Have you ever wondered what the world would be like had you never been born?

Frank Capra’s 1946 Christmas classic “It’s a Wonderful Life” grapples with this question through the eyes of a fictional man named George Bailey. When the building and loan banker finds himself at the end of his rope on Christmas Eve, he concludes that everyone would be better off if he had never lived. Then, while standing on a bridge, contemplating his existence, an unlikely turn of events prevents George from ending his life.

Adam B. Dooley.

The character’s guardian angel, Clarence Odbody, appears onscreen to give the struggling family man an opportunity to see what his town, Bedford Falls, would be like without his investment in the lives of so many people there. Not only is the quaint community unappealing apart from the influence of one man, but the city is also a renamed slum called Pottersville.

Power of one life

Remarkably, every person that George Bailey loved suffered greatly without his presence and influence. His mother ran a boarding house as a bitter old woman. His wife was a lonely librarian. His Uncle Billy made his home in an insane asylum. His war hero brother did not live past childhood and every soldier he saved in World War II died on the battlefield. Overall, the people of Pottersville were more harsh, intolerant and criminal than the citizens of Bedford Falls. The world without George Bailey was not a pretty picture.

The inspiring tale reminds us of the power that one life wields, as well as the significance of the smallest deeds. But I want to ask a greater question with consequences unparalleled on the big screen: “What if Jesus Christ had never been born?” How would the world be different? How would your life be different? Is a wonderful life even possible apart from Him?

Finding answers

Thankfully, the Apostle John answers these questions in the first chapter of his gospel. Admittedly, the world would be a much different place in numerous ways had Jesus never been born (and none for the better).

Let’s focus on one glaring difference laid down in these verses.

Without Jesus, it would be impossible to receive the grace of God. Referring to God’s Son as the Word, John reveals that Jesus is the eternal God (John 1:1) who made the heavens and earth (John 1:3). Incredibly, the only begotten of the Father became flesh and dwelt among us (John 1:14a). And in His goodness and love toward sinners, Jesus was full of grace and truth (John 1:14b).

Grace, by definition, is our receiving what we do not deserve from the Lord. His grace is poignant with forgiveness. Jesus came, not to leave us in our waywardness, but to rescue us from it. He saves those who are dead in their trespasses and sins (Eph. 2:1). He sets free those held captive by wickedness (Isa. 61:1). He cleanses sinners like you and me, leaving us whiter than snow (Ps. 51:7).

Truly, through Christ alone we find grace upon grace (John 1:16).

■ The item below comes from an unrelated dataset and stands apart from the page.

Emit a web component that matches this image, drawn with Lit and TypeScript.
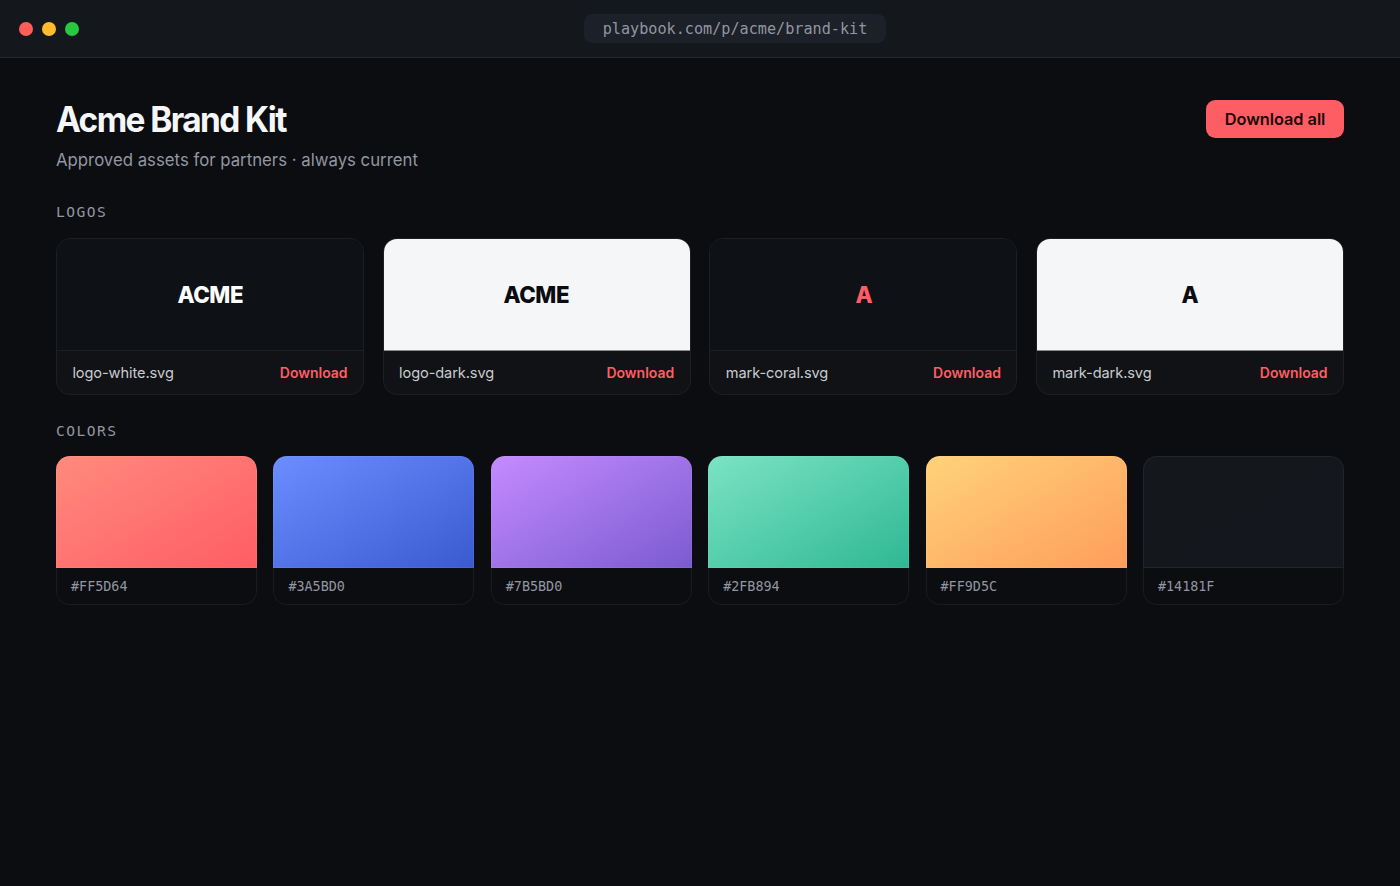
import { LitElement, html, css } from "lit";
import { customElement, property } from "lit/decorators.js";

const LOGOS = [
  { mark: "ACME", file: "logo-white.svg", tone: "white" },
  { mark: "ACME", file: "logo-dark.svg", tone: "dark" },
  { mark: "A", file: "mark-coral.svg", tone: "coral" },
  { mark: "A", file: "mark-dark.svg", tone: "dark" },
];

const COLORS = [
  { from: "#ff8a7d", hex: "#FF5D64" },
  { from: "#6b8dff", hex: "#3A5BD0" },
  { from: "#c48bff", hex: "#7B5BD0" },
  { from: "#7be3c3", hex: "#2FB894" },
  { from: "#ffd27a", hex: "#FF9D5C" },
  { from: "#14181c", to: "#14171d", hex: "#14181F" },
];

@customElement("logo-card")
class LogoCard extends LitElement {
  @property() mark = "";
  @property() file = "";
  @property() tone = "white";

  static styles = css`
    :host {
      display: block;
      box-sizing: border-box;
      border: 1px solid #1d2023;
      border-radius: 14px;
      overflow: hidden;
      background: #101215;
    }
    .preview {
      display: flex;
      align-items: center;
      justify-content: center;
      box-sizing: border-box;
      height: 112px;
      border-bottom: 1px solid #1d2023;
      background: #0e1115;
      color: #fff;
      font-size: 23.33px;
      font-weight: 800;
      letter-spacing: -0.02em;
    }
    .mark {
      transform: scaleX(0.955);
    }
    .dark {
      background: #f5f6f8;
      color: #0a0c10;
      border-bottom-color: #8a8b8d;
    }
    .coral {
      color: #ff5d64;
    }
    .footer {
      display: flex;
      align-items: baseline;
      justify-content: space-between;
      box-sizing: border-box;
      height: 43px;
      padding: 13px 15.4px 0;
      font-size: 14.58px;
      line-height: 18px;
    }
    .name {
      color: #c9ccd1;
      letter-spacing: -0.006em;
    }
    .get {
      color: #ff5d64;
      font-weight: 600;
      font-size: 14px;
    }
  `;

  render() {
    return html`
      <div class="preview ${this.tone}"><span class="mark">${this.mark}</span></div>
      <div class="footer">
        <span class="name">${this.file}</span>
        <span class="get">Download</span>
      </div>
    `;
  }
}

@customElement("color-swatch")
class ColorSwatch extends LitElement {
  @property() from = "";
  @property() to = "";
  @property() hex = "";

  static styles = css`
    :host {
      display: block;
    }
    .chip {
      box-sizing: border-box;
      height: 112px;
      border: 1px solid rgba(255, 255, 255, 0.06);
      border-radius: 14px 14px 0 0;
      background-origin: border-box;
    }
    .hex {
      box-sizing: border-box;
      height: 37px;
      padding: 11px 14px 0;
      border: 1px solid #191b1f;
      border-top: 0;
      border-radius: 0 0 14px 14px;
      font-family: "DejaVu Sans Mono", monospace;
      font-size: 13.42px;
      line-height: 16px;
      color: #9296a0;
    }
  `;

  render() {
    return html`
      <div class="chip" style="background-image: linear-gradient(150deg, ${this.from}, ${this.to})"></div>
      <div class="hex">${this.hex}</div>
    `;
  }
}

@customElement("app-root")
class AppRoot extends LitElement {
  static styles = css`
    :host {
      display: block;
      box-sizing: border-box;
      height: 886px;
      overflow: hidden;
      background: #0b0d11;
      color: #f5f6f8;
      font-family: Inter, sans-serif;
    }
    .chrome {
      display: flex;
      align-items: center;
      gap: 9.33px;
      box-sizing: border-box;
      height: 58px;
      padding: 0 18.67px;
      background: #14171c;
      border-bottom: 1px solid #24272c;
    }
    .dot {
      width: 14px;
      height: 14px;
      border-radius: 50%;
    }
    .red {
      background: #ff5f57;
    }
    .amber {
      background: #febc2e;
    }
    .green {
      background: #28c840;
    }
    .url {
      box-sizing: border-box;
      height: 29.4px;
      margin: 0 auto;
      padding: 1px 18.67px 0;
      border-radius: 8.2px;
      background: #1c2028;
      color: #9296a0;
      font-family: "DejaVu Sans Mono", monospace;
      font-size: 15.17px;
      line-height: 29.4px;
    }
    .page {
      padding: 42px 56px 0;
    }
    .head {
      display: flex;
      align-items: flex-start;
      justify-content: space-between;
      height: 103px;
    }
    .title {
      margin: 0;
      font-size: 35px;
      line-height: 38px;
      font-weight: 650;
      letter-spacing: -0.048em;
      transform: scaleX(0.955);
      transform-origin: 0 0;
    }
    .sub {
      margin: 10px 0 0;
      font-size: 17.5px;
      line-height: 24px;
      color: #9296a0;
      transform: scaleX(0.958);
      transform-origin: 0 0;
    }
    .all {
      border: 0;
      border-radius: 9.33px;
      padding: 0 18.67px;
      height: 38px;
      background: #ff5d64;
      color: #1a0708;
      font: 600 16.33px Inter, sans-serif;
      letter-spacing: -0.003em;
    }
    .label {
      margin: 0;
      height: 34px;
      font-family: "DejaVu Sans Mono", monospace;
      font-size: 14.58px;
      font-weight: 400;
      line-height: 17px;
      letter-spacing: 0.1em;
      color: #9296a0;
    }
    .logos {
      display: grid;
      grid-template-columns: repeat(4, 1fr);
      gap: 18.67px;
      margin: 1px 0 27px;
    }
    .colors {
      display: grid;
      grid-template-columns: repeat(6, 1fr);
      gap: 16.33px;
    }
  `;

  render() {
    return html`
      <div class="chrome">
        <span class="dot red"></span>
        <span class="dot amber"></span>
        <span class="dot green"></span>
        <span class="url">playbook.com/p/acme/brand-kit</span>
      </div>
      <main class="page">
        <header class="head">
          <div>
            <h1 class="title">Acme Brand Kit</h1>
            <p class="sub">Approved assets for partners · always current</p>
          </div>
          <button class="all">Download all</button>
        </header>
        <h2 class="label">LOGOS</h2>
        <div class="logos">
          ${LOGOS.map((l) => html`<logo-card .mark=${l.mark} .file=${l.file} .tone=${l.tone}></logo-card>`)}
        </div>
        <h2 class="label">COLORS</h2>
        <div class="colors">
          ${COLORS.map((c) => html`<color-swatch .from=${c.from} .to=${c.to ?? c.hex} .hex=${c.hex}></color-swatch>`)}
        </div>
      </main>
    `;
  }
}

We should also note, however, that the grace which Jesus offers always comes by way of truth (John 1:14b). For some, such a statement goes without saying. Yet we dare not overlook the realization that though the light of God’s Son shines in the darkness, most of the darkness does not comprehend it (John 1:5).

Despite His being in the world that He made, most people on earth do not know the true Jesus (John 1:10). The errors of the past have a way of repeating themselves in every generation.

Today, we are often eager for grace without truth. In an age that prefers to speak of your truth or my truth, the God who claims to be THE TRUTH seems uncouth and offensive to our modern sensibilities (John 14:6).

But according to Scripture, those who find grace must walk through the doorway of truth. Jesus is gracious and loving, offering salvation to all who will believe upon His name (John 1:12), but redemption requires abandoning our old way of life. We must repent and believe the gospel in order to follow Christ (Mark 1:15).

His grace does not scoff at the notion of truth. His grace does not contradict truth. His grace does not diminish truth. His grace inhabits truth and runs from lies.

His unspeakable gift

A world without Jesus is a world without grace and truth. Perhaps, above all else, what I’m most thankful for this Christmas is that we don’t have to imagine living in such a place. Thanks be to God for His unspeakable gift (2 Cor. 9:15).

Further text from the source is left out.